- Born: Sarah Belchetz May 24, 1938 Cairo, Egypt
- Died: September 12, 2021 (aged 83)
- Known for: Painting, printmaker, portraits

= Sarah Belchetz-Swenson =

American painter (1938–2021)

Sarah Belchetz-Swenson ( Belchetz; May 24, 1938 – September 12, 2021) was a painter, printmaker, and portraitist.

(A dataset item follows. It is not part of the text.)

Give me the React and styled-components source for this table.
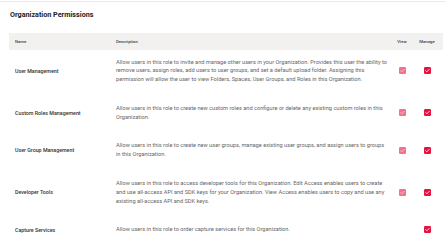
import styled, { createGlobalStyle } from "styled-components";

const GlobalStyle = createGlobalStyle`
  html, body {
    margin: 0;
    padding: 0;
    background: #ffffff;
    overflow: hidden;
  }
`;

const Page = styled.div`
  width: 446px;
  height: 251px;
  box-sizing: border-box;
  margin-top: 1px;
  border-top: 1px solid #f4e6ef;
  padding: 0 3px 0 9px;
  font-family: Roboto, "Liberation Sans", sans-serif;
`;

const Title = styled.h2`
  margin: 0;
  padding: 8px 0 0 1px;
  height: 31px;
  box-sizing: border-box;
  font-family: Roboto, "Liberation Sans", sans-serif;
  font-size: 7.2px;
  font-weight: 700;
  color: #222222;
`;

const Table = styled.div`
  display: grid;
  grid-template-columns: 101px 283px 18px 32px;
`;

const HeadCell = styled.div`
  background: #f2f1f0;
  height: 17px;
  display: flex;
  align-items: center;
  justify-content: ${(p) => (p.$center ? "center" : "flex-start")};
  padding-left: ${(p) => (p.$center ? "0" : "6px")};
  font-size: 4.3px;
  font-weight: 500;
  color: #444444;
`;

const Cell = styled.div`
  display: flex;
  align-items: center;
  justify-content: ${(p) => (p.$center ? "center" : "flex-start")};
  padding: ${(p) => (p.$first ? "7.5px" : "10px")} 0 10px ${(p) => (p.$center ? "0" : "6px")};
`;

const NameCell = styled(Cell)`
  font-size: 5.3px;
  font-weight: 500;
  color: #333333;
`;

const DescCell = styled(Cell)`
  padding-right: 4px;
  font-size: 5.65px;
  line-height: 8.8px;
  color: #666666;
`;

const Check = ({ muted }) => (
  <svg width="7" height="7" viewBox="0 0 7 7">
    <rect width="7" height="7" rx="1.2" fill={muted ? "#f2718c" : "#e6133f"} />
    <path
      d="M1.7 3.6 L2.9 4.8 L5.3 2.3"
      fill="none"
      stroke={muted ? "#fbd3dc" : "#ffffff"}
      strokeWidth="0.8"
      strokeLinecap="round"
      strokeLinejoin="round"
    />
  </svg>
);

const rows = [
  {
    name: "User Management",
    desc: "Allow users in this role to invite and manage other users in your Organization. Provides this user the ability to remove users, assign roles, add users to user groups, and set a default upload folder. Assigning this permission will allow the user to view Folders, Spaces, User Groups, and Roles in this Organization.",
    view: true,
  },
  {
    name: "Custom Roles Management",
    desc: "Allow users in this role to create new custom roles and configure or delete any existing custom roles in this Organization.",
    view: true,
  },
  {
    name: "User Group Management",
    desc: "Allow users in this role to create new user groups, manage existing user groups, and assign users to groups in this Organization.",
    view: true,
  },
  {
    name: "Developer Tools",
    desc: "Allow users in this role to access developer tools for this Organization. Edit Access enables users to create and use all-access API and SDK keys for your Organization. View Access enables users to copy and use any existing all-access API and SDK keys.",
    view: true,
  },
  {
    name: "Capture Services",
    desc: "Allow users in this role to order capture services for this Organization.",
    view: false,
  },
];

export default function App() {
  return (
    <>
      <GlobalStyle />
      <Page>
        <Title>Organization Permissions</Title>
        <Table>
          <HeadCell>Name</HeadCell>
          <HeadCell>Description</HeadCell>
          <HeadCell $center>View</HeadCell>
          <HeadCell $center>Manage</HeadCell>
          {rows.map((r, i) => (
            <>
              <NameCell key={r.name + "n"} $first={i === 0}>{r.name}</NameCell>
              <DescCell key={r.name + "d"} $first={i === 0}>{r.desc}</DescCell>
              <Cell key={r.name + "v"} $center $first={i === 0}>
                {r.view && <Check muted />}
              </Cell>
              <Cell key={r.name + "m"} $center $first={i === 0}>
                <Check />
              </Cell>
            </>
          ))}
        </Table>
      </Page>
    </>
  );
}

Belchetz-Swenson was born in Cairo, Egypt, in 1938, the daughter of Arnold and Pearl Belchetz. Raised in suburban Larchmont, New York, at age 13, she signed herself up for life-drawing classes at the Art Students' League in New York and spent Saturdays there through high school. She majored in studio art at Oberlin College, focusing on modern and historical painting and printing techniques. She briefly engaged with the New York art scene, supported by fellow artists, including her cousin Rudolf Baranik (who wrote the introduction to her Holocaust memorial Revisions) and the feminist painter May Stevens. She later moved to Johnson, Vermont, with her husband, Victor Swenson, and their two daughters. Following a divorce in the early 1990s, she settled in Williamsburg, Massachusetts.

Rites, Belchetz-Swenson's most widely-exhibited work, is a series of fourteen paintings, four monotypes, and four lithographs, linking scenes from the lives of contemporary women and girls with images from the Villa of the Mysteries in Pompeii.